Provided material:
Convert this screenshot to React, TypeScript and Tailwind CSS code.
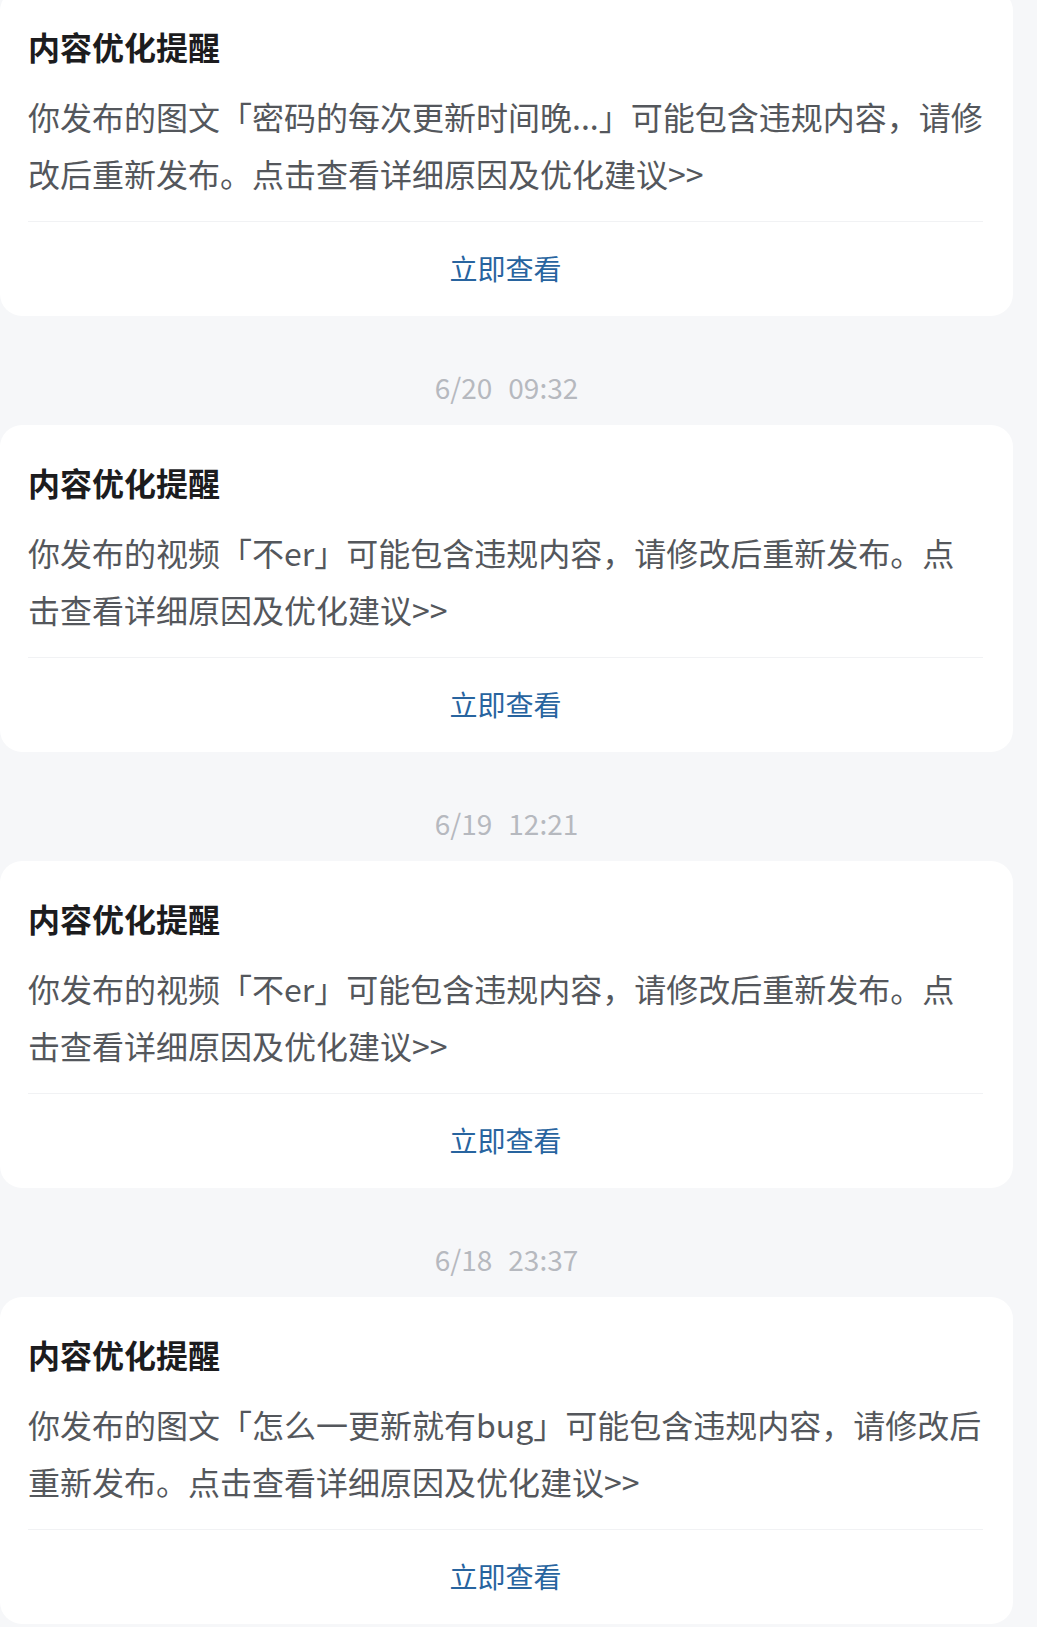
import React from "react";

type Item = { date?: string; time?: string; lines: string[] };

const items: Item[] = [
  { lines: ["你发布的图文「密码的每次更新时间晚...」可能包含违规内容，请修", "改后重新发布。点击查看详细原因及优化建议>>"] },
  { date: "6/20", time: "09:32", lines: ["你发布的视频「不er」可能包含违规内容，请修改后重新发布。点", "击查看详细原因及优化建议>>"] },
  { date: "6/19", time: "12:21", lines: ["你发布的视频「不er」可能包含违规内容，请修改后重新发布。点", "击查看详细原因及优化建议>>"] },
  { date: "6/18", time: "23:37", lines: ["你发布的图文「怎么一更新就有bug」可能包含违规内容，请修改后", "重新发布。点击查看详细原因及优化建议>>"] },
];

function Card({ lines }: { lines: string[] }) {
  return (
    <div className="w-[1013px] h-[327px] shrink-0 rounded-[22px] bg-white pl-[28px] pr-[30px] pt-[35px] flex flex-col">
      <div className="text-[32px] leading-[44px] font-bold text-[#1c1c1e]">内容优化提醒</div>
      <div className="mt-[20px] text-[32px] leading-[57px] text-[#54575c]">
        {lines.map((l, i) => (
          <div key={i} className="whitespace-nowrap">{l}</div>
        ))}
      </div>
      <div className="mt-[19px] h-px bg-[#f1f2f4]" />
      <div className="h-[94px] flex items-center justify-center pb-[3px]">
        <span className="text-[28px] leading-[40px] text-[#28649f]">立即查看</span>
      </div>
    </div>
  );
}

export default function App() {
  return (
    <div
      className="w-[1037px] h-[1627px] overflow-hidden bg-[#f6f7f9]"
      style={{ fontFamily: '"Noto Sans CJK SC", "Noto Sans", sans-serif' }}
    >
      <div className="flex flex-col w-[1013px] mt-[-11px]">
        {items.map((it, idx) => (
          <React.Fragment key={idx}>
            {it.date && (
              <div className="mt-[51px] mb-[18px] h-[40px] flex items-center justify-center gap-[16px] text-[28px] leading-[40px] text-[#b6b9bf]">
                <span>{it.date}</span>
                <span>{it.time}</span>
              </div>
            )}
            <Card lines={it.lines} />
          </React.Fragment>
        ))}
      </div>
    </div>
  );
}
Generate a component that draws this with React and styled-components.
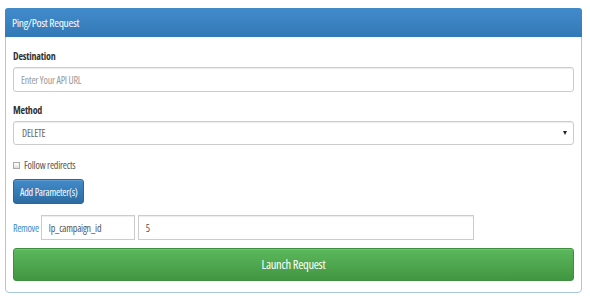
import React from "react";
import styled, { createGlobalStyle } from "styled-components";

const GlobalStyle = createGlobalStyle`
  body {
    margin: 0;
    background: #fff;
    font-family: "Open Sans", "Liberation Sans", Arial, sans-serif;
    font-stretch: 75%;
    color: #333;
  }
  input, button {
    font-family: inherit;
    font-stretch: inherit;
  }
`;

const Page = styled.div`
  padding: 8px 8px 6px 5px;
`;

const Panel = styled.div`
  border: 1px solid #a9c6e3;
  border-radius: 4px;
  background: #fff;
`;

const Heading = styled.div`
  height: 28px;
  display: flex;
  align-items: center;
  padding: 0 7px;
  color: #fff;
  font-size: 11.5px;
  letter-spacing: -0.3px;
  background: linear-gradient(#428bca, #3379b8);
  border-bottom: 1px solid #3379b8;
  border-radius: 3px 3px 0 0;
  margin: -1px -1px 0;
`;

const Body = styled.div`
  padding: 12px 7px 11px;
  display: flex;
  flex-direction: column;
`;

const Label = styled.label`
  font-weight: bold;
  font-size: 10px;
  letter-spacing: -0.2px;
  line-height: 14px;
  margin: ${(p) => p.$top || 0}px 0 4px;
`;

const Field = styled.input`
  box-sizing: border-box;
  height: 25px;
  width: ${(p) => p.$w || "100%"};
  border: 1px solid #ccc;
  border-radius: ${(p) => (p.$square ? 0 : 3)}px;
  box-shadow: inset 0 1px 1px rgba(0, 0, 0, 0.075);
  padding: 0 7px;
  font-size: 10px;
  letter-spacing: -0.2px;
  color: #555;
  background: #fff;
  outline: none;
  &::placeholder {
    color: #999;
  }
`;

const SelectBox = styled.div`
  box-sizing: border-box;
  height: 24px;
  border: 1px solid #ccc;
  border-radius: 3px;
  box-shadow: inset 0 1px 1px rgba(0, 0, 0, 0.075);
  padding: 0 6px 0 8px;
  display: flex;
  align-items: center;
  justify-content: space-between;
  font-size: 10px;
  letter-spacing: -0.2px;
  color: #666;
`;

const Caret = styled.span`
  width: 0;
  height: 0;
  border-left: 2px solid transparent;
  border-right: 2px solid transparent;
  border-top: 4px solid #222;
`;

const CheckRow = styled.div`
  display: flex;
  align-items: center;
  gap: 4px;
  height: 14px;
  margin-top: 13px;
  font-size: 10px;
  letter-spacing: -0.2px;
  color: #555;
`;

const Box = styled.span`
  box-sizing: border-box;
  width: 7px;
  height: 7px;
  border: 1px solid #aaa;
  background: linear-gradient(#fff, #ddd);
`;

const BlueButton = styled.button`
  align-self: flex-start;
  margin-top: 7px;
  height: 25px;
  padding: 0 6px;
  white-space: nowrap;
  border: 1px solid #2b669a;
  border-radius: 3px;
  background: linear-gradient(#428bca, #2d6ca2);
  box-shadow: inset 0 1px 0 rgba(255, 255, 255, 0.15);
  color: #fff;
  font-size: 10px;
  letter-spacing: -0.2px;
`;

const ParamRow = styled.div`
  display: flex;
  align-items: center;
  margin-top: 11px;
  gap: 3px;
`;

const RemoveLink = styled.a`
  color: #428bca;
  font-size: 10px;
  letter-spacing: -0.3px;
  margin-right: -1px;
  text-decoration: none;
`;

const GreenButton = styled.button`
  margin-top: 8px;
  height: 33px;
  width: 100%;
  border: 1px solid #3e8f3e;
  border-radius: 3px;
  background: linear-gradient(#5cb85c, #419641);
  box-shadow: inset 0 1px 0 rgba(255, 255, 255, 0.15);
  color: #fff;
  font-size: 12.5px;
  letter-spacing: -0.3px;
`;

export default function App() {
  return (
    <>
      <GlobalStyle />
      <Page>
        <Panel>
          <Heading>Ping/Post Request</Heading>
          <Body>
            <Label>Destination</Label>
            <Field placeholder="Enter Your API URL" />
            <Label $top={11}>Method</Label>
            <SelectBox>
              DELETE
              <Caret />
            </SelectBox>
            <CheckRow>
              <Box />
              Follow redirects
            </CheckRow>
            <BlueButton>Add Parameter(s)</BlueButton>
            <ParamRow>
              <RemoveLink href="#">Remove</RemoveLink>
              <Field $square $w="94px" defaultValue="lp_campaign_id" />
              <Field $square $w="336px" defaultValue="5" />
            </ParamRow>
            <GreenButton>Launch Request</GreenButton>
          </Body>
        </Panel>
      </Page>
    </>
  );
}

What you are asked to do: Scan the data above and copy every line with "this" in it.

Complete output:
Convert this screenshot to React, TypeScript and Tailwind CSS code.
Generate a component that draws this with React and styled-components.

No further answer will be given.